Monday, October 1, 2007
Flying Patty Wagstaff’s “girly” Extra 300S
|There I sat as the consequence of a misunderstanding, watching the ground drop away at a satisfyingly rapid rate. I anticipated a high nose attitude, but still underestimated and had to keep pulling back on the stick—even while setting the throttle and prop to “25 squared” out of concern for the noise-sensitive airport neighbors. I tried to hold 90 knots and reached the end of the 5,000-foot-long runway passing through 1,100 AGL. And the plane wasn’t even trying!|
Flight One: Basic Introduction
Starting the new Lycoming IO-580 required prolonged priming that would have easily flooded most other injected engines. Even so, it took two tries to get enough fuel to the injectors. Once running, the engine settled into a nice, hefty idle.
The rudder pedals have stirrups, and the toe brakes were right under the balls of my feet. I made sure to butt my heels against the lower portions of the pedal assemblies to remain clear of the brakes. It would be good practice for later.

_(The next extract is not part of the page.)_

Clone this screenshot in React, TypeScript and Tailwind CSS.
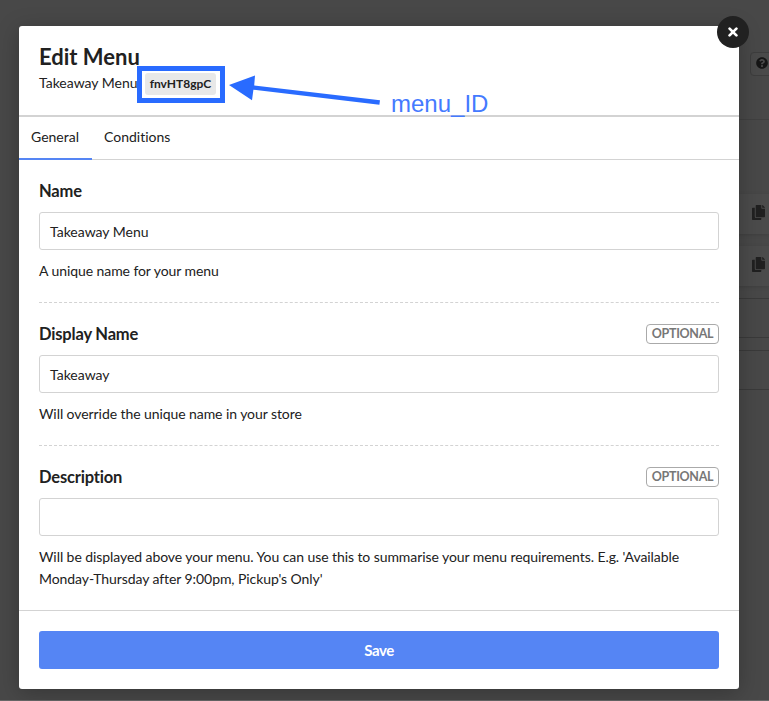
import React from "react";
import { FaCopy, FaQuestionCircle } from "react-icons/fa";

function Backdrop() {
  return (
    <div className="flex h-full flex-col items-end overflow-hidden border-b border-[#686868] bg-[#484848] pt-[52px]">
      <div className="flex h-6 w-[70px] shrink-0 justify-end">
        <div className="-mr-1 flex w-[23px] items-center rounded border border-[#3d3d3d] bg-[#4a4a4a] pl-[5px]">
          <FaQuestionCircle className="mb-0.5 size-3 shrink-0 text-[#161616]" />
        </div>
      </div>
      <div className="mt-[43px] h-px w-20 shrink-0 bg-[#404040]" />
      <div className="mt-[74px] flex w-20 flex-col gap-3">
        {[0, 1].map((i) => (
          <div key={i} className="flex h-10 items-center justify-end bg-[#4b4b4b] pr-1 shadow-[0_1px_4px_rgba(0,0,0,0.12)]">
            <FaCopy className="mb-1 h-[15px] w-[13px] text-[#202020]" />
          </div>
        ))}
        {[0, 1].map((i) => (
          <div key={i} className="h-10 border-y border-[#3a3a3a]" />
        ))}
      </div>
    </div>
  );
}

function Field({ label, value, help, optional }: { label: string; value: string; help: string; optional?: boolean }) {
  return (
    <div className="border-b border-dashed border-[#d3d3d3] pb-5 last:border-0">
      <div className="flex h-[22px] items-center justify-between">
        <label className="text-[16.5px] leading-[22px] font-bold tracking-[-0.18px]">{label}</label>
        {optional && (
          <span className="flex h-5 w-[73px] items-center justify-center rounded-[4px] border border-[#aaa] text-[12.5px] font-bold tracking-[-0.3px] text-[#777]">
            OPTIONAL
          </span>
        )}
      </div>
      <div className="mt-[10px] flex h-[38px] items-center rounded-[3px] border border-[#d3d3d3] px-[10px] pt-px text-sm">{value}</div>
      <p className="mt-[10px] text-sm leading-[22px] tracking-[-0.075px]">{help}</p>
    </div>
  );
}

export default function App() {
  return (
    <div className="relative h-[701px] w-[769px] overflow-hidden font-['Lato',sans-serif] text-[#212121] [font-variant-ligatures:none]">
      <Backdrop />
      <div className="absolute top-[26px] left-[19px] flex h-[663px] w-[720px] flex-col rounded-[3px] bg-white shadow-[0_4px_22px_rgba(0,0,0,0.25)]">
        <header className="h-[91px] shrink-0 border-b-2 border-[#d3d3d3] px-5 pt-[17px]">
          <h1 className="text-[22px] leading-7 font-bold">Edit Menu</h1>
          <div className="flex h-[26px] items-center text-sm">
            <span className="w-[98px] pb-0.5 whitespace-nowrap">Takeaway Menu</span>
            <span className="ml-2 flex h-[22px] w-[71px] items-center justify-center rounded-[3px] bg-[#e8e8e8] text-[12px] font-bold">fnvHT8gpC</span>
          </div>
        </header>
        <nav className="flex h-[43px] shrink-0 border-b border-[#d3d3d3] text-sm">
          <div className="h-[43px] w-[73px] border-b-2 border-[#5585f4] pt-[9px] pl-3 leading-[22px]">General</div>
          <div className="px-3 pt-[9px] leading-[22px]">Conditions</div>
        </nav>
        <main className="flex flex-1 flex-col gap-5 px-5 pt-5">
          <Field label="Name" value="Takeaway Menu" help="A unique name for your menu" />
          <Field label="Display Name" value="Takeaway" help="Will override the unique name in your store" optional />
          <Field
            label="Description"
            value=""
            help="Will be displayed above your menu. You can use this to summarise your menu requirements. E.g. 'Available Monday-Thursday after 9:00pm, Pickup's Only'"
            optional
          />
        </main>
        <footer className="h-[79px] shrink-0 border-t border-[#d3d3d3] px-5 pt-5">
          <button className="h-[38px] w-full rounded-[3px] bg-[#5585f4] pt-px text-[15px] font-bold tracking-[-0.4px] text-white">Save</button>
        </footer>
      </div>
      <button aria-label="Close" className="absolute top-4 left-[717px] flex size-8 items-center justify-center rounded-full bg-[#212121]">
        <svg className="size-[10px]" viewBox="0 0 10 10" fill="none" stroke="white" strokeWidth="2.7" strokeLinecap="round">
          <path d="M1.6 1.6 8.4 8.4M8.4 1.6 1.6 8.4" />
        </svg>
      </button>
      <div className="absolute top-[66px] left-[137px] h-[37px] w-[88px] border-5 border-[#296bff]" />
      <svg className="absolute top-[70px] left-[225px] h-10 w-40" viewBox="225 70 160 40">
        <path d="M229 85 255 75.5 254.2 85.4 380 100.2 379.4 104.7 253.4 89.8 252 100.3Z" fill="#296bff" />
      </svg>
      <span className="absolute top-[90px] left-[391px] font-['Liberation_Sans',Arial,sans-serif] text-2xl leading-7 text-[#447aff]">menu_ID</span>
    </div>
  );
}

The run-up and takeoff were all standard, except that when this airplane is ready to go, it goes! The rudder had lots of authority from the start of the roll and remained light, powerful and immediately responsive throughout the entire flight.
The wing tanks still had between 20 and 25 gallons of fuel, so any acro had to be limited to just +6/-3 G’s. But this was only an introductory flight; hard G was unnecessary. I tried the ailerons on the way out of the pattern and found them delightfully responsive, even with the “burdensome” mass of wing fuel. Getting a 30-plus-degree bank took such little time that the stick didn’t even reach half-travel—just a split-second pulse, and the bank was there. The Extra reached 3,000 feet AGL less than 5 nm from liftoff and leveled off at “24 cubed” (24-inch MAP, 2,400 rpm and 24 gph fuel flow). Patty said the IO-580 was thirsty, but this was ridiculous. Fortunately, the mixture came way back without the EGT going above 1,200 degrees, and the fuel flow settled down to about 17 or 18 gph. The ASI sat firmly at the top of the green arc—158 knots—affirming that this was a fast, overpowered hot rod. The wing fuel had to be burned out, so little attention was spent trying to lean to an ideal mixture setting.
I started with some mild, smooth acro: aileron rolls, barrel rolls, a loop and a wingover. The ability to sustain G was phenomenal, and the G squeeze lasted much longer than in the S2A. The over-the-top maneuvers peaked at more than 1,000 feet above their entry altitudes and felt effortlessly liquid, especially compared to the Pitts. All this at a medium cruise setting of between 20 and 24 inches of MAP—and with wing fuel! Oh, my...
Because aerobatic pilots have to manipulate the angle of attack with finesse and accuracy, I thought a stall or two might be in order. So with the area cleared, power came to idle and I eased the stick back. The airplane is slick enough that the pitch rate was too fast, resulting in a climb. When it finally let go at less than 60 KIAS, the airflow was plainly audible as it detached from the canopy. It sounded like a breeze whispering through bedsheets on a clothesline. The wing behaved well enough that it maintained aileron control. I added power—10 inches MAP—and put it into a 40-degree left bank. It flew at 60 to 65 KIAS. Throttle was forward to 24 squared and the nose up to 40-plus degrees. When it stalled in this configuration, the airplane had more than enough rudder to maintain directional control. Easing the nose down slightly got the Extra flying again. The power-on stall had netted more than 1,500 feet.